» Task directions
Show every line where "components" occurs.

» Provided material
---+---
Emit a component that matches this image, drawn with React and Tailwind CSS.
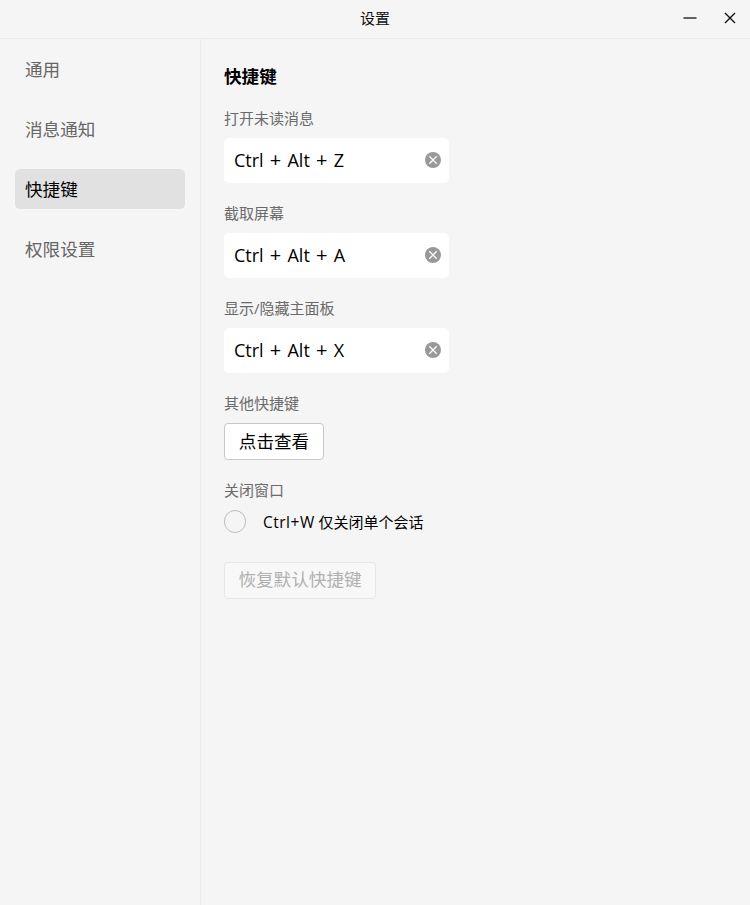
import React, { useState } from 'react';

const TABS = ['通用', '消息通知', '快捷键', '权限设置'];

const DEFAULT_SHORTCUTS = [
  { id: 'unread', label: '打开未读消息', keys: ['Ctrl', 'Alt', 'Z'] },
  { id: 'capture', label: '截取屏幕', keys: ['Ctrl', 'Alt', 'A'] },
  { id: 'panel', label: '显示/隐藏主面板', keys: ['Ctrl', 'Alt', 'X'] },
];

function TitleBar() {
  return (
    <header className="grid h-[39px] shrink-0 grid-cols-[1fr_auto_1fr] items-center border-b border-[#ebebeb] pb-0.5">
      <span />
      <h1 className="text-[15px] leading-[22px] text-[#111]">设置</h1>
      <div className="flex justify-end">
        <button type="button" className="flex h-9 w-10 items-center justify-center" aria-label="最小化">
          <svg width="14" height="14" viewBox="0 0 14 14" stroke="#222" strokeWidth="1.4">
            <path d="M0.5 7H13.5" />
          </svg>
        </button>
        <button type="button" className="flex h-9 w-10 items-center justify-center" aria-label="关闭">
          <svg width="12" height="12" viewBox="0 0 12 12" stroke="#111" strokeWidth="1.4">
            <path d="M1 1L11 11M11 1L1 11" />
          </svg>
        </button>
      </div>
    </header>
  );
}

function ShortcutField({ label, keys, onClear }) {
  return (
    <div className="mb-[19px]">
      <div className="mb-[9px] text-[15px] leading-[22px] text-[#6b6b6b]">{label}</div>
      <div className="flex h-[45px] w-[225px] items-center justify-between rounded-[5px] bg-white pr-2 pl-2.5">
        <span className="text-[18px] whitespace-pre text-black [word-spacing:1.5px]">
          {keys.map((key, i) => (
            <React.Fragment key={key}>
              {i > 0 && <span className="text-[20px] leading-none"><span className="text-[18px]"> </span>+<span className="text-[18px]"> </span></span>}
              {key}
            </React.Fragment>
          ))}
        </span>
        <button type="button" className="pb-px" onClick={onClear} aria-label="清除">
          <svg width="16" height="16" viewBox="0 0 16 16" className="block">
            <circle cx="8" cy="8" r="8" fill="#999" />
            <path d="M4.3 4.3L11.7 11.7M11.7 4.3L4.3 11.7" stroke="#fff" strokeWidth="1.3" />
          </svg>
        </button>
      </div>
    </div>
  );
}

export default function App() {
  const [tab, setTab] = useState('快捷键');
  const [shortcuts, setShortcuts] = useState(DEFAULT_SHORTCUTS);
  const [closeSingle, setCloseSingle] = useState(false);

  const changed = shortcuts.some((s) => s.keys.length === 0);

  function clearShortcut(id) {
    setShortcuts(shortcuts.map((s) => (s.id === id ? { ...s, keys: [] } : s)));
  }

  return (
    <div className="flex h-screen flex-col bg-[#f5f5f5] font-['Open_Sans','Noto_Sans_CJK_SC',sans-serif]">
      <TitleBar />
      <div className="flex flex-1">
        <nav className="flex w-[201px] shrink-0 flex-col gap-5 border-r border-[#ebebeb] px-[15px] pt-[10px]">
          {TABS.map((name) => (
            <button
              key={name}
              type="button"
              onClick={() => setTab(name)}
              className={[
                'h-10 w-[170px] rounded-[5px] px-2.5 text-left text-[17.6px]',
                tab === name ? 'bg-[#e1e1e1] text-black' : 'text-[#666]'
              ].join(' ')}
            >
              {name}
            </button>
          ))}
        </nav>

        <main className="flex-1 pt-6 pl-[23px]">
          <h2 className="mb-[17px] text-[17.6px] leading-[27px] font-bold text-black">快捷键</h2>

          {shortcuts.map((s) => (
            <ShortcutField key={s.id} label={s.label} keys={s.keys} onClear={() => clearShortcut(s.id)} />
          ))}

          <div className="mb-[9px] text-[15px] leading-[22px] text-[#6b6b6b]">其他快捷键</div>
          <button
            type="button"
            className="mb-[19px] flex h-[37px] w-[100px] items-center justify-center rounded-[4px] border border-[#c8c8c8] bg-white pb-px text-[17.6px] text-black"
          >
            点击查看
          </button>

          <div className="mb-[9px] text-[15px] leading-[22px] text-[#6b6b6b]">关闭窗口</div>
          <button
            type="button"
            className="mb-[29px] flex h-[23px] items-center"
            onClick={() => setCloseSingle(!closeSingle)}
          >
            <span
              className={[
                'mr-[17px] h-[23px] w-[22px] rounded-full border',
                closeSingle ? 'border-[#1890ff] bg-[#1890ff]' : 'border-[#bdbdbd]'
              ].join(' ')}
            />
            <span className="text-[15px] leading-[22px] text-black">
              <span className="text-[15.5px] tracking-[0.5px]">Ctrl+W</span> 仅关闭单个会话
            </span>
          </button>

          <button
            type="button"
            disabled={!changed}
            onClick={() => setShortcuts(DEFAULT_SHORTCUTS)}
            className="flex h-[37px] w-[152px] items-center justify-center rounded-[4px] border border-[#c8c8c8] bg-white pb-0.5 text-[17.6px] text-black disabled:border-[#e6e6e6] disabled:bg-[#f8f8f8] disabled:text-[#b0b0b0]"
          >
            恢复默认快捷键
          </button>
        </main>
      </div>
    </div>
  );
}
---+---
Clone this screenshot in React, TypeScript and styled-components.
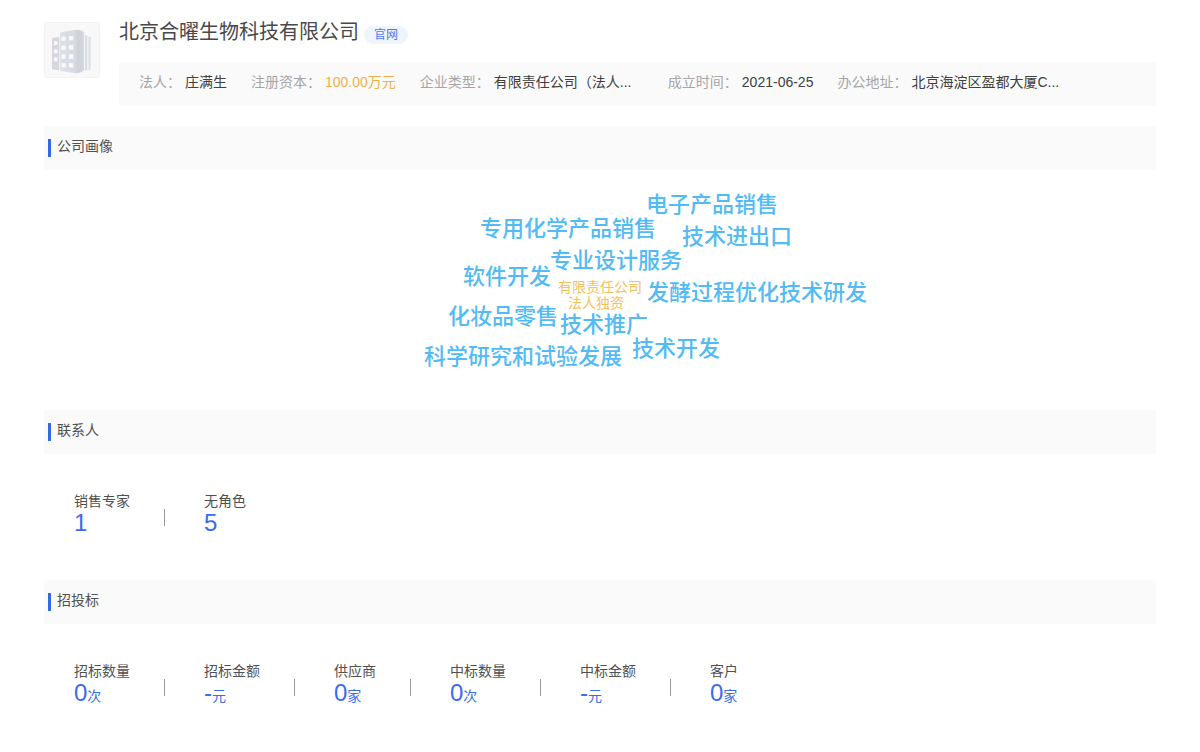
---+---
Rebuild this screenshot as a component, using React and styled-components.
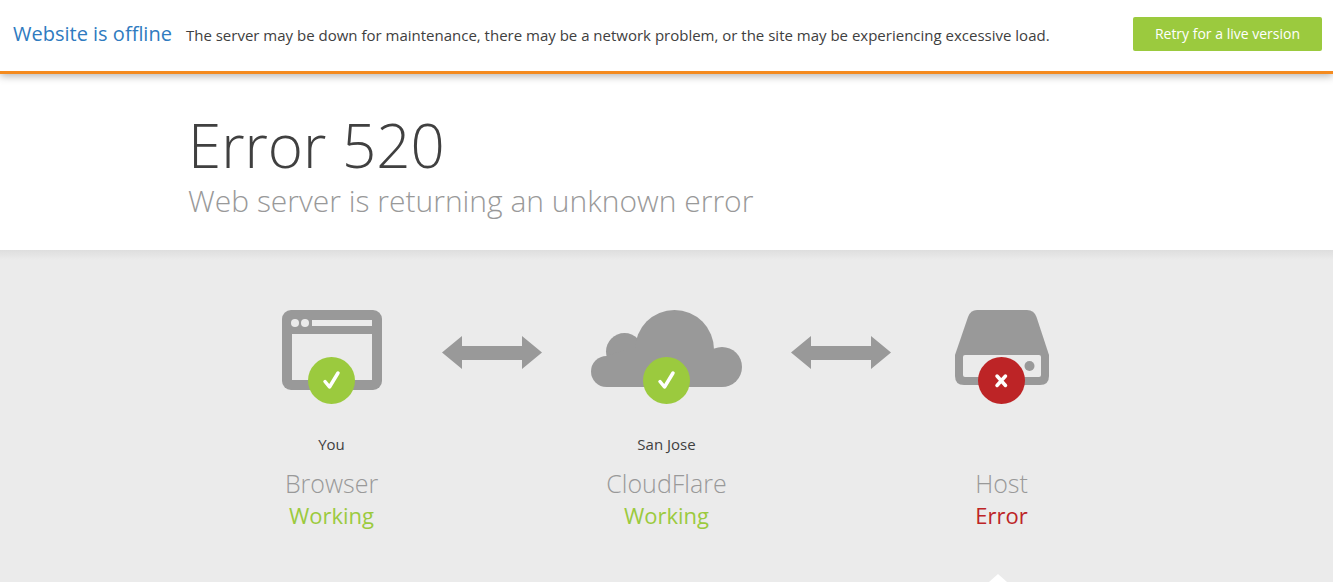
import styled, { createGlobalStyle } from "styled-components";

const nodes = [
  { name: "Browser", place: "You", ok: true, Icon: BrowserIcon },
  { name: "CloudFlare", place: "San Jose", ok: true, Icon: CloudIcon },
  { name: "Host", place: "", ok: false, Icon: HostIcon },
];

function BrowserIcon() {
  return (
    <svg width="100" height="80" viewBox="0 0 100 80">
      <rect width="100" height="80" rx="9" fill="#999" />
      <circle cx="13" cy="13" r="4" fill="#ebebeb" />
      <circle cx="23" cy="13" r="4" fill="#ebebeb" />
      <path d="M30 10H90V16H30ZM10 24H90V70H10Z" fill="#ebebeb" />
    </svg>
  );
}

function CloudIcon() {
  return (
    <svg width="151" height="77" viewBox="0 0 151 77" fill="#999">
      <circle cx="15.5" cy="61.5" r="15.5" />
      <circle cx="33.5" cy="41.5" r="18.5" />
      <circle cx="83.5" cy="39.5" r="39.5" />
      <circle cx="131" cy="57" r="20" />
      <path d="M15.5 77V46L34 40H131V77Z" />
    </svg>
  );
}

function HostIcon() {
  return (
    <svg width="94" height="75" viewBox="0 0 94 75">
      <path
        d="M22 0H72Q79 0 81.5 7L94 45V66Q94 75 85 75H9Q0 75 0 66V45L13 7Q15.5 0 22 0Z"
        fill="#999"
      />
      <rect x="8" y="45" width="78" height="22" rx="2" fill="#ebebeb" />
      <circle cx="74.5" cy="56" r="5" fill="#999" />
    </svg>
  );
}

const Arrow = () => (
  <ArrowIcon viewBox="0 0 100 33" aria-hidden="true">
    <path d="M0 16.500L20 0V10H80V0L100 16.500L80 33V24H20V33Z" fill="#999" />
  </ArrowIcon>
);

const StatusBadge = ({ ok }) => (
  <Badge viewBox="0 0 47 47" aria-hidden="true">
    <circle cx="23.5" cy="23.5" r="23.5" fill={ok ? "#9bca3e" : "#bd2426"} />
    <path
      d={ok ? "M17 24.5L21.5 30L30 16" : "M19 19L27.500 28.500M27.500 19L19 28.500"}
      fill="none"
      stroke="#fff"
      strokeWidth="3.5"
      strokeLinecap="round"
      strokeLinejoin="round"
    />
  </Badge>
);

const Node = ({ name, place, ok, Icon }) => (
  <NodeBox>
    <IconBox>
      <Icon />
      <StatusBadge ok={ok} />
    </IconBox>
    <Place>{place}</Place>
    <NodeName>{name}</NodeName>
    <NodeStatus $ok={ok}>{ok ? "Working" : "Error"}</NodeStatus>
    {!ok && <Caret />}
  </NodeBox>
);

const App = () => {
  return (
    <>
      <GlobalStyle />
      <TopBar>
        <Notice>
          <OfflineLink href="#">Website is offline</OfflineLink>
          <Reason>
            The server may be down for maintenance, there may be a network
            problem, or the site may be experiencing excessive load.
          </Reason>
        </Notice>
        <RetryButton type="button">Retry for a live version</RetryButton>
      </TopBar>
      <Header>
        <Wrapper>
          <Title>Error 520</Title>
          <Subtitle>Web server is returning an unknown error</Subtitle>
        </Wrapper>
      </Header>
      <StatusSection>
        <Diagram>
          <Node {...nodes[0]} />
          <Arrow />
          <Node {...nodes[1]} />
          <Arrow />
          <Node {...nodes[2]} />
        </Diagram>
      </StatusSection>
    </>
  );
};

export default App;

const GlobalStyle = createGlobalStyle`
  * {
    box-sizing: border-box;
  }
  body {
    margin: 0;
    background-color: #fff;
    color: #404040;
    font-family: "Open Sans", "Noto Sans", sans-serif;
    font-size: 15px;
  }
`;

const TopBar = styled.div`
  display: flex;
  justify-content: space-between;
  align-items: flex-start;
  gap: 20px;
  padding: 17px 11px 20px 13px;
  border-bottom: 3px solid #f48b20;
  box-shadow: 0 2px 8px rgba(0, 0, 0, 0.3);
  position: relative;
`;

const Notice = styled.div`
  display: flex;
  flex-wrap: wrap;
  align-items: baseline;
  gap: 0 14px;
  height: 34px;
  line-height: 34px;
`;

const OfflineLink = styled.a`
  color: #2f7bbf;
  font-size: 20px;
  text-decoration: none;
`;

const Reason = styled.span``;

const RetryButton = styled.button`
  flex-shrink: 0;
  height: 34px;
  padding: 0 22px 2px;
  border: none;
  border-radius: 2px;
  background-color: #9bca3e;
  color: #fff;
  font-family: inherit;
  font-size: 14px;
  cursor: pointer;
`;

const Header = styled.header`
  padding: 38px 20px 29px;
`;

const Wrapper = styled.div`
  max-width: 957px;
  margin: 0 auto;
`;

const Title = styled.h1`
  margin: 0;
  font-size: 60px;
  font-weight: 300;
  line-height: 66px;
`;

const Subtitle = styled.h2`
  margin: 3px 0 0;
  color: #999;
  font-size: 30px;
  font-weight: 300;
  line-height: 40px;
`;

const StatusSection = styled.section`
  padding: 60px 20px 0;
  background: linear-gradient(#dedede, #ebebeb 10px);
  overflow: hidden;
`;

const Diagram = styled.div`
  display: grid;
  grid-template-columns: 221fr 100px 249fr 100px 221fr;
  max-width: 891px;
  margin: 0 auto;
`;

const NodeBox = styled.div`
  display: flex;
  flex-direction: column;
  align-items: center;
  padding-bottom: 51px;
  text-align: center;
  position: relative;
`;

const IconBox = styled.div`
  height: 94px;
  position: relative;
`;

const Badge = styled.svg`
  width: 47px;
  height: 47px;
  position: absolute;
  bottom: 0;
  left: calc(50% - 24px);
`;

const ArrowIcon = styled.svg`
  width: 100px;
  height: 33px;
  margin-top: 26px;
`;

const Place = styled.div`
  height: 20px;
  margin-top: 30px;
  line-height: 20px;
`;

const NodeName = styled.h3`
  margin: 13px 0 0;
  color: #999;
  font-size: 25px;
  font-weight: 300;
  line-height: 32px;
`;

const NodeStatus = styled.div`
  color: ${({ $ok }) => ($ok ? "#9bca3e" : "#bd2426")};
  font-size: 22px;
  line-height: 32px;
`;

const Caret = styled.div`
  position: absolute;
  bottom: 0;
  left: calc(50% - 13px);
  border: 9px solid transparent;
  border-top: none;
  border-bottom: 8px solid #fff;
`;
---+---
» Response for this exercise
Clone this screenshot in React, TypeScript and styled-components.
Rebuild this screenshot as a component, using React and styled-components.
import styled, { createGlobalStyle } from "styled-components";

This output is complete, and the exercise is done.